> _TASK DIRECTIONS_: Tally up how many lines in the listing below contain the string "this", and give only the total.

[Extracted records]

>> START

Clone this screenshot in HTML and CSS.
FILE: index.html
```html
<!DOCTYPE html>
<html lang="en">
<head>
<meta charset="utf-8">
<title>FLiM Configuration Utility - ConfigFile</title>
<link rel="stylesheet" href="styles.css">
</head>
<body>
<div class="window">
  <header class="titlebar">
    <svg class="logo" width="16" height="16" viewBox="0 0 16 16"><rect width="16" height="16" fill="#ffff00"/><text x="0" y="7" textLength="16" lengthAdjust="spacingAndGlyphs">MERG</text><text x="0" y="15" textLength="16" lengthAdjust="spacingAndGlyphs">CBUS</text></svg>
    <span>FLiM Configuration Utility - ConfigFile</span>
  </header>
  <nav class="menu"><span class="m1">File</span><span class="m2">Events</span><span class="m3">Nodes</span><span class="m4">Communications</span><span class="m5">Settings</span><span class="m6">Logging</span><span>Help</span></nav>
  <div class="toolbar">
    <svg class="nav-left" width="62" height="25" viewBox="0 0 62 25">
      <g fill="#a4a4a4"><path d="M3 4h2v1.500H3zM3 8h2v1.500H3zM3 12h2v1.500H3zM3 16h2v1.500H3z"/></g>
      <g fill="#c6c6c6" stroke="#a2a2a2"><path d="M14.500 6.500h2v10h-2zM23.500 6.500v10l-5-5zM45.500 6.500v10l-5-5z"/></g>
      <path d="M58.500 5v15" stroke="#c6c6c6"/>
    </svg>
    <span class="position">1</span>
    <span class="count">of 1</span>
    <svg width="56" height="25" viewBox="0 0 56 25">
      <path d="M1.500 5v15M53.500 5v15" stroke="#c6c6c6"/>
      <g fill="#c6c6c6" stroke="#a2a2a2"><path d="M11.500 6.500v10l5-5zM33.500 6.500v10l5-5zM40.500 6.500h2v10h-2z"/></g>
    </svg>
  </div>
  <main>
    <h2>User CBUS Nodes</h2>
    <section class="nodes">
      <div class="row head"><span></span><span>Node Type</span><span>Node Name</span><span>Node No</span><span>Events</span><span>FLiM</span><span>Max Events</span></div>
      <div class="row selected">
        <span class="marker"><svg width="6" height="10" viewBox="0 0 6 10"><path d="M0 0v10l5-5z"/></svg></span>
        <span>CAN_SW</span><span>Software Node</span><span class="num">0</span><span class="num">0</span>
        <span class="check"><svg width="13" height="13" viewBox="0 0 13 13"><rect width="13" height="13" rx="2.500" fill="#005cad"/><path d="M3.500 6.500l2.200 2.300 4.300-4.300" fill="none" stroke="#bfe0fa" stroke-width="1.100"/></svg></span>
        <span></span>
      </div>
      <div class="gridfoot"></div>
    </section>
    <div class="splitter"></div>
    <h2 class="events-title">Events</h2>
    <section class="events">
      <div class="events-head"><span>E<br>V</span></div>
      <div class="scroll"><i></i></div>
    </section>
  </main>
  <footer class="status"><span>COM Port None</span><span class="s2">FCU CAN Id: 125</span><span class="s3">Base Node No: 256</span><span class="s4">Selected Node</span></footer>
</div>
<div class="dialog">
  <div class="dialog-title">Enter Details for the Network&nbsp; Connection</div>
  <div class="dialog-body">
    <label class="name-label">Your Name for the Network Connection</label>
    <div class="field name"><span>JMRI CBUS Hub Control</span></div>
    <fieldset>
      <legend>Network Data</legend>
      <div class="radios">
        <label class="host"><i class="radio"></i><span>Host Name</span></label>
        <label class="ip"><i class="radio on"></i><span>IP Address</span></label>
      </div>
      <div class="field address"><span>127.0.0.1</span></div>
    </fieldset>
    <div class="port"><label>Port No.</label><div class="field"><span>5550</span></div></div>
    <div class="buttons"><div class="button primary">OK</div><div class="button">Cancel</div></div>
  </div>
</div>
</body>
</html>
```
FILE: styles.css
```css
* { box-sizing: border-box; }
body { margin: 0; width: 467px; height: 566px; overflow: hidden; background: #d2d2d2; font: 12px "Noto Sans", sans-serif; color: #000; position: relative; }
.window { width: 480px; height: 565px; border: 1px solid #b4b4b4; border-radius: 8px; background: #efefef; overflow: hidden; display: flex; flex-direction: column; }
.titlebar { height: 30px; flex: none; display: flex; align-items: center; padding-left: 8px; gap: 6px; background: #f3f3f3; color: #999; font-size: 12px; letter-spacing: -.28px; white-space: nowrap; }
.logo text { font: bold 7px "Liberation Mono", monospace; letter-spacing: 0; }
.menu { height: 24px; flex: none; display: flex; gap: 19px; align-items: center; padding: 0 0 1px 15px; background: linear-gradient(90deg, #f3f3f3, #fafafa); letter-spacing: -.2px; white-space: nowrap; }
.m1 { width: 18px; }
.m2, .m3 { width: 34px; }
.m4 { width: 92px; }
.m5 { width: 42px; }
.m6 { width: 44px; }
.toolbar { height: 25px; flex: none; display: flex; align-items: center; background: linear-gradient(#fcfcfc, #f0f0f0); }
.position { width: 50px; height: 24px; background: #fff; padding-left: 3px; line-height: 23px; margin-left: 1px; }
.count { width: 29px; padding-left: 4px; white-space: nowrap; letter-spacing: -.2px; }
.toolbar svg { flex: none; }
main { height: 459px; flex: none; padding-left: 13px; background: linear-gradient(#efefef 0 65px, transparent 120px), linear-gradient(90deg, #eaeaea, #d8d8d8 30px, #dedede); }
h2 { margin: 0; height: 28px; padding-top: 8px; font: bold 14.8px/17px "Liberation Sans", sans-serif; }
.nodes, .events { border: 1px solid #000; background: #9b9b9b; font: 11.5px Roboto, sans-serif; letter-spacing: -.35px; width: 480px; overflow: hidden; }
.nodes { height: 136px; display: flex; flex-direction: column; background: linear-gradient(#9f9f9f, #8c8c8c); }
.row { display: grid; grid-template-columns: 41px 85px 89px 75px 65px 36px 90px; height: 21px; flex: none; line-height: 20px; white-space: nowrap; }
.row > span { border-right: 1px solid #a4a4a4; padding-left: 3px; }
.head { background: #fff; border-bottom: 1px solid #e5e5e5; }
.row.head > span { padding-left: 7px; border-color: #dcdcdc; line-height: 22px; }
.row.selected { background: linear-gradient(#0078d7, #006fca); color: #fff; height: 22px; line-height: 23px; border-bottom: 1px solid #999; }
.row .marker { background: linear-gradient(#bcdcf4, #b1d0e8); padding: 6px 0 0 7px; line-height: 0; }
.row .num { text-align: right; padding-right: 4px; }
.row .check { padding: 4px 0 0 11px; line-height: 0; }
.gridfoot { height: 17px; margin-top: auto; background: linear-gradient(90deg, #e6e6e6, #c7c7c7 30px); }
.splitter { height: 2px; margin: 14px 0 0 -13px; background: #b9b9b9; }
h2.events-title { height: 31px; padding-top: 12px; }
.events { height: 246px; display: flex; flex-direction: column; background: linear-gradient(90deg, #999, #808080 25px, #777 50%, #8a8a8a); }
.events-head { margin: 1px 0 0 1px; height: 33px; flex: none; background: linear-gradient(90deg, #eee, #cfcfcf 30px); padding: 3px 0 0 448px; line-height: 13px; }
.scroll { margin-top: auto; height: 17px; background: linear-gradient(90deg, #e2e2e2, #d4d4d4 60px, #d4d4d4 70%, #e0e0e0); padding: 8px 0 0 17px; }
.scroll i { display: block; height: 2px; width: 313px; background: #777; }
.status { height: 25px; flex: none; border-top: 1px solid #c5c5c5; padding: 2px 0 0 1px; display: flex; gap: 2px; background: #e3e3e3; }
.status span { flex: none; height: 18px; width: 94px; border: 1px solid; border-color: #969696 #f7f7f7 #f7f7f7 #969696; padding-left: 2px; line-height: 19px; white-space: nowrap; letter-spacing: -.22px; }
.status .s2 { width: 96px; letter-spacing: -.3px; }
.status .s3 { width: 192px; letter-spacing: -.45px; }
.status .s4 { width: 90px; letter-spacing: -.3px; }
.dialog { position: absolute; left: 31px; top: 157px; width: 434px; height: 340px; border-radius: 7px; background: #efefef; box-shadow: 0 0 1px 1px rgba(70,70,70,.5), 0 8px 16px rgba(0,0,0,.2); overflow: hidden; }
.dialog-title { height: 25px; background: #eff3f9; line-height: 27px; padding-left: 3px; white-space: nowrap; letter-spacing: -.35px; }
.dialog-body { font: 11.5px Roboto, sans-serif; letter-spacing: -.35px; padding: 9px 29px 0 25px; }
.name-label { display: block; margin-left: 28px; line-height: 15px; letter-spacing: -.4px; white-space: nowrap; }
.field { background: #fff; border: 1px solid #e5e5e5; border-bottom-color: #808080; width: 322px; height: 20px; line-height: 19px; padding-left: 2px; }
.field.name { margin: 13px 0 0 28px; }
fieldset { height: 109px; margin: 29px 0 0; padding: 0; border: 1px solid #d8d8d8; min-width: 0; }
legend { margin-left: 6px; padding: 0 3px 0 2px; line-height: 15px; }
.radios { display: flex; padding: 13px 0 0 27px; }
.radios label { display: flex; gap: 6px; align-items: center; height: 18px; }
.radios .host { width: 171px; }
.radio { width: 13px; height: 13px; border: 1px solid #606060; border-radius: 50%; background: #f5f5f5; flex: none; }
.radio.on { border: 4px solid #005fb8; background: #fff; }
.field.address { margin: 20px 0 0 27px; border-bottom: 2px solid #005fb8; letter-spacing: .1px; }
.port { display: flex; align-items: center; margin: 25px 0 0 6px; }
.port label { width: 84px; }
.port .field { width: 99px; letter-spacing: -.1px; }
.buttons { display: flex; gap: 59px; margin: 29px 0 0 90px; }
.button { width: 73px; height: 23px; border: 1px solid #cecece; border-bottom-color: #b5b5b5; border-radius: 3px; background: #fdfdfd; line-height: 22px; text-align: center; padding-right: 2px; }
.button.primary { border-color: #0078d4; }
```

>> END
>> START

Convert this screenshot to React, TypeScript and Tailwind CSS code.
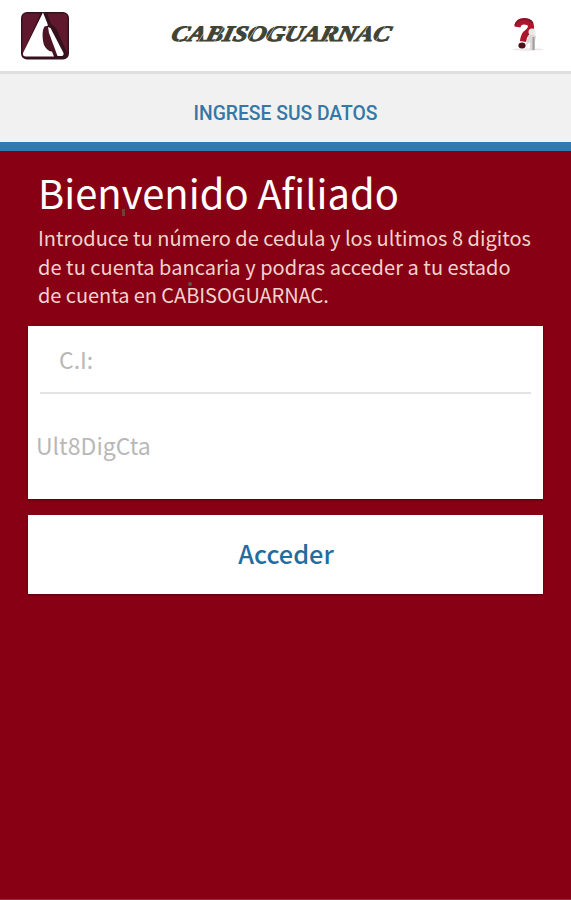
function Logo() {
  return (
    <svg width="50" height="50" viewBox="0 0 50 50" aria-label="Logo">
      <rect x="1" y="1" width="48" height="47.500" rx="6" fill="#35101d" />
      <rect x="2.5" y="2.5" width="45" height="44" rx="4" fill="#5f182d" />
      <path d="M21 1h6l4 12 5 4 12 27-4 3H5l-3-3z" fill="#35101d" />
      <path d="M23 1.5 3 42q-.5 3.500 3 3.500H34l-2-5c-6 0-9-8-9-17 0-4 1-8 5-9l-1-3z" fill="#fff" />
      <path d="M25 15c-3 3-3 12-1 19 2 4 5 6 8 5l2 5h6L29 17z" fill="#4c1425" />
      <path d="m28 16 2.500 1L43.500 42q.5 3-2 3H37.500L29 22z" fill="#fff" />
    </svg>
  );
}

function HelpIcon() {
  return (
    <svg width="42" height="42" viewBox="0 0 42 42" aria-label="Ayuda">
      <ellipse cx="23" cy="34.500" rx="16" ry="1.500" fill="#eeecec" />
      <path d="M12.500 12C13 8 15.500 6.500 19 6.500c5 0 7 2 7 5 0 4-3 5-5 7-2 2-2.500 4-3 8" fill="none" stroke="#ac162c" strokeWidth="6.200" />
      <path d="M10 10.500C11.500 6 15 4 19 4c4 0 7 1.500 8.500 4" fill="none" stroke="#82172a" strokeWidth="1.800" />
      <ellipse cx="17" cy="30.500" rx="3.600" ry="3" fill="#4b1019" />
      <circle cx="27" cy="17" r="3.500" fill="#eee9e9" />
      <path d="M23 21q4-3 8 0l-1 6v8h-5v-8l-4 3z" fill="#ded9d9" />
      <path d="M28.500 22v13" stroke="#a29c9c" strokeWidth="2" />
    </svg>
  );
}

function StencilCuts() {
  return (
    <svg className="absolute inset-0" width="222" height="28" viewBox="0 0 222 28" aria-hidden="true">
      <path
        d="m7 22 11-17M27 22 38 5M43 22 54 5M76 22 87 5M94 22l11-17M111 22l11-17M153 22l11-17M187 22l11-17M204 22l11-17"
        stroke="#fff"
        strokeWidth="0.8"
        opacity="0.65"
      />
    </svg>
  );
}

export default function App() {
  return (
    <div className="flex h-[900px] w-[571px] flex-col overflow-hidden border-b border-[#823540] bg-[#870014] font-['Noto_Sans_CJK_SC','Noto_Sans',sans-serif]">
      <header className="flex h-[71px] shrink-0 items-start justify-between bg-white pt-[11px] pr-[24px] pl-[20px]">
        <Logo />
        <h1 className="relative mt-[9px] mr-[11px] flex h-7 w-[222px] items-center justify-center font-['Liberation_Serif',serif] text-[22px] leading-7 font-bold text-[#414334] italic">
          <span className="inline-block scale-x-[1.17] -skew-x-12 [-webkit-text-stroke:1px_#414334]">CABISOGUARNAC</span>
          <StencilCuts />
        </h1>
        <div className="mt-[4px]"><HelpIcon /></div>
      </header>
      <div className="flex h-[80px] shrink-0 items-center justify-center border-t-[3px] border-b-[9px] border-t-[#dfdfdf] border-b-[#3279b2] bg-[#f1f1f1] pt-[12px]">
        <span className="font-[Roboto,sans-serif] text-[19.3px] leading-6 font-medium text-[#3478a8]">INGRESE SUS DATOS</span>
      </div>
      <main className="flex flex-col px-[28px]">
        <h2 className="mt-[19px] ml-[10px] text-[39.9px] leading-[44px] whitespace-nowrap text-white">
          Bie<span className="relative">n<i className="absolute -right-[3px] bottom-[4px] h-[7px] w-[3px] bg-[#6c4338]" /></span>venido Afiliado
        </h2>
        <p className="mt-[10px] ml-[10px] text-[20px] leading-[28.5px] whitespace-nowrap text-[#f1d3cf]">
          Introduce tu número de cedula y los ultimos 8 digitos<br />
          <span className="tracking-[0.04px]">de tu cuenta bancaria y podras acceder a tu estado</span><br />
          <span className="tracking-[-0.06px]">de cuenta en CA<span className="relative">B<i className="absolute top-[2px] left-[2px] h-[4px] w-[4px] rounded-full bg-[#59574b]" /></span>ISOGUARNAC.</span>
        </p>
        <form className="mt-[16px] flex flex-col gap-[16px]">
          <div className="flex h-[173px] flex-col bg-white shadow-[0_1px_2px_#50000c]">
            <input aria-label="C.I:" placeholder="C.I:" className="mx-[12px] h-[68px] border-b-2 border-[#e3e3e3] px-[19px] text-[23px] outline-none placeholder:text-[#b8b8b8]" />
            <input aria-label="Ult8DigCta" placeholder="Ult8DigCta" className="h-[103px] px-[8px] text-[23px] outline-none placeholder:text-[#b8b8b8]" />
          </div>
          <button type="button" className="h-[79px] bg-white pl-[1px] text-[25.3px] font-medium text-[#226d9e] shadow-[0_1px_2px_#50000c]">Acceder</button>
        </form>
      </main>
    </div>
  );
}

>> END

> _ANSWER BELOW_: 2